Another criticism of the insurance industry was that they had ignored previous recommendations to be more transparent about their links with other parties involved in accident claims which include the very same claims management companies that the insurers continue to throw the blame at.
But the insurance industry has remained defiant in the face of the report’s findings and put further pressure on the government to deliver the reforms to the small claims limit.
Head of Motor Insurance at the ABI, James Dalton, has insisted that the government has to deliver fundamental changes to tackle what he is still claiming is a ‘whiplash epidemic’ before insurers can deliver further reductions in car insurance premiums for their customers.
Mr Dalton said: “The Transport Select Committee is right to identify the need to tighten up the requirements for those submitting whiplash claims. There has been a growth in recent years in claimant lawyers and claims management companies encouraging people to submit an increasing number of exaggerated and fraudulent claims.
“Following recent reforms to the civil litigation system, insurers committed to pass on cost savings to motorists. We have delivered on that commitment and average premiums have reduced by 10% in the last year.
“The Committee’s report has kicked into the long grass making the tough calls for reform that are needed to help insurers combat the whiplash epidemic and deliver further premium reductions for hard-pressed motorists.”
This is clearly a tactic to hold the government over the barrel of a gun, as the promise was that if the Jackson reforms and cuts to lawyers’ costs were introduced then premiums could be reduced and further evidence of what the personal injury sector have been saying all along about how trustworthy the insurance industry really are.

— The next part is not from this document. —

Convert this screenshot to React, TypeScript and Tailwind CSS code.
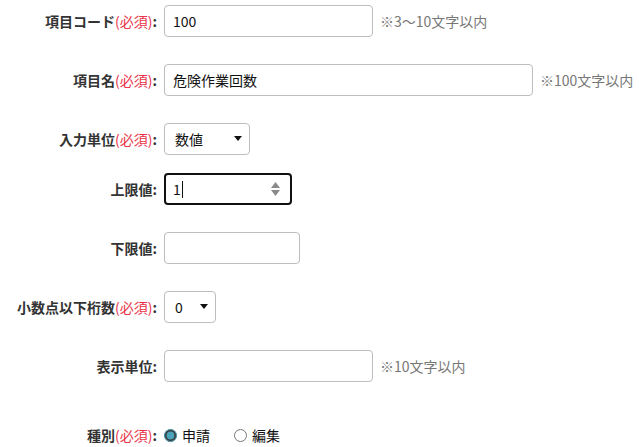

The claims about the insurance premiums happened over the year which preceded the Jackson Reforms which would suggest that the alleged ‘whiplash epidemic’ was already decreasing and that perhaps such radical reforms to the industry were unnecessary.
This aligned with the government’s figures which states the number of whiplash claims did in fact drop by 11% last year, displays that this is nothing more than a cost saving exercise on behalf of the insurers and not even glaring facts will stand in their way of trying to influence the, so far fickle, government’s decision when it comes to the small claims limit.